Corporate governance in Afula is governed by Israeli national law, case law and regulatory guidance applied to companies that operate in the city and surrounding region. The same legal framework that applies throughout Israel - including the Companies Law, securities regulation for publicly traded entities, and related regulations - governs boards of directors, shareholder meetings, disclosure, internal controls and fiduciary duties for companies headquartered or doing business in Afula. Practically, corporate governance issues in Afula are handled by local lawyers and accountants who are experienced with Israeli corporate practice, and by regulators in Jerusalem and Tel Aviv who oversee compliance with national requirements.

Why You May Need a Lawyer

Corporate governance issues often involve complex legal duties, financial reporting and potential disputes between stakeholders. You may need a lawyer if you are:

- A founder or controlling shareholder setting up governance structures, drafting articles of association and shareholders agreements.

- A director or executive seeking clarity on duties of care and loyalty, potential conflicts of interest, or personal liability exposure.

- A minority shareholder concerned about unfair prejudicial conduct, dilution, or breaches of fiduciary duty.

- Managing related-party transactions, mergers, acquisitions or significant restructuring that require board approvals, disclosures and compliance steps.

- Facing allegations of governance failures, regulatory investigations by the Israel Securities Authority or auditors, or potential litigation such as derivative suits or class actions.

- Preparing for listing, fundraising or entering into strategic agreements that require corporate approvals, due diligence and documentation.

Local Laws Overview

The following summarizes key legal elements relevant to corporate governance in Afula.
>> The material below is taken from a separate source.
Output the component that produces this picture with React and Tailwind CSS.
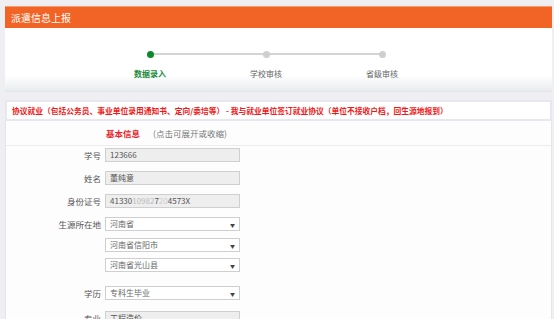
const cjk = { fontFamily: '"Noto Sans CJK SC", "Noto Sans", sans-serif' };

const steps = [
  { label: "数据录入", active: true },
  { label: "学校审核", active: false },
  { label: "省级审核", active: false },
];

function Stepper() {
  return (
    <div className="h-[64px] bg-gradient-to-b from-white from-75% to-[#e9ecef] border-b border-[#e2e4e8]">
      <div className="relative ml-[142px] w-[239px] pt-[23px]">
        <div className="absolute left-[5px] right-[5px] top-[25px] h-[2px] bg-[#d4d4d4]" />
        <div className="relative flex justify-between">
          {steps.map((s) => (
            <div
              key={s.label}
              className={`w-[7px] h-[7px] rounded-full ${s.active ? "bg-[#0a8a2a]" : "bg-[#cfcfcf]"}`}
            />
          ))}
        </div>
      </div>
      <div className="flex ml-[87px] mt-[11px]">
        {steps.map((s) => (
          <div
            key={s.label}
            className={`w-[116px] text-center text-[8px] leading-[10px] ${s.active ? "text-[#1a8a3a] font-bold" : "text-[#666]"}`}
          >
            {s.label}
          </div>
        ))}
      </div>
    </div>
  );
}

function Row({ label, value, select, mt = "mt-[9px]" }) {
  return (
    <div className={`flex items-center ${mt}`}>
      <div className="w-[99px] pr-[4px] text-right text-[8.5px] text-[#555]">{label}</div>
      <div
        className={`relative w-[135px] h-[14px] border border-[#cfcfcf] flex items-center pl-[4px] text-[8px] ${
          select ? "bg-white text-[#666]" : "bg-[#eeeeee] text-[#555]"
        }`}
      >
        {value}
        {select && (
          <span className="absolute right-[4px] top-[3px] text-[5px] text-[#444]">▼</span>
        )}
      </div>
    </div>
  );
}

export default function App() {
  return (
    <div className="w-[554px] h-[319px] overflow-hidden bg-[#eeeef3] pt-[6px] pl-[5px] pr-[2px]" style={cjk}>
      {/* header */}
      <div className="h-[22px] bg-[#f26426] border-t border-[#f79a72] flex items-center pl-[6px] text-white text-[10px]">
        派遣信息上报
      </div>

      <Stepper />

      <div className="h-[8px]" />

      {/* notice */}
      <div className="h-[21px] bg-white border-2 border-[#e7e7f0] flex items-center pl-[5px] text-[7.75px] font-bold text-[#f01818] whitespace-nowrap">
        协议就业（包括公务员、事业单位录用通知书、定向/委培等） - 我与就业单位签订就业协议（单位不接收户档，回生源地报到）
      </div>

      {/* form */}
      <div className="bg-[#fdfdfd] border-l border-r border-[#e6e6ea] h-[200px]">
        <div className="h-[25px] border-b border-[#ececef] flex items-center pl-[100px] text-[8.5px]">
          <span className="text-[#e8242a] font-bold">基本信息</span>
          <span className="ml-[13px] text-[#777]">(点击可展开或收缩)</span>
        </div>
        <Row label="学号" value="123666" mt="mt-[2px]" />
        <Row label="姓名" value="董纯意" />
        <Row label="身份证号" value={<span className="text-[#555]">41330<span className="text-[#bbb]">10982</span>7<span className="text-[#ccc]">20</span>4573X</span>} />
        <Row label="生源所在地" value="河南省" select />
        <Row label="" value="河南省信阳市" select mt="mt-[7px]" />
        <Row label="" value="河南省光山县" select mt="mt-[6px]" />
        <Row label="学历" value="专科生毕业" select mt="mt-[14px]" />
        <Row label="专业" value="工程造价" mt="mt-[11px]" />
      </div>
    </div>
  );
}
These are national laws and rules applied locally by professionals and regulators.

- Companies Law - The Companies Law, 1999 is the central statute that defines corporate forms, the duties and appointment of directors and officers, shareholder rights, general meeting requirements, and procedures for corporate acts. It sets out director duties of care and loyalty, requirements for notices and minutes, and rules for shareholder resolutions.

- Securities Regulation - For companies that issue securities to the public or are listed, the Israel Securities Authority and the Tel Aviv Stock Exchange enforce disclosure, periodic reporting, and corporate governance guidelines for listed companies. These include requirements for audit committees, internal control reporting, and related-party disclosure.

- Related-party Transactions - Israeli law and regulatory guidelines impose specific procedures, approvals and disclosure requirements for transactions with controlling shareholders, directors or other related parties. Independent approvals, board committees and transparent disclosure may be required to reduce conflicts.

- Director Liability - Directors may be liable for breaches of fiduciary duties, negligent conduct, misleading disclosures and certain statutory violations. Liability may be civil, administrative or criminal in serious cases involving fraud or false reporting.

- Shareholder Remedies - Minority shareholders have statutory remedies including derivative actions, requests for judicial relief in cases of oppression or abuse, and statutory rights to inspect corporate records in defined circumstances.

- Corporate Records and Filing - Companies must keep proper books, minutes and financial records and file certain forms and annual reports with the Companies Registrar. Failure to comply can lead to fines and administrative sanctions.

- Insolvency and Restructuring - Insolvency law affects governance when a company is distressed. Directors must take steps to avoid worsening creditor positions and may face increased scrutiny for transactions near insolvency.

Frequently Asked Questions

What are the principal duties of a company director in Israel?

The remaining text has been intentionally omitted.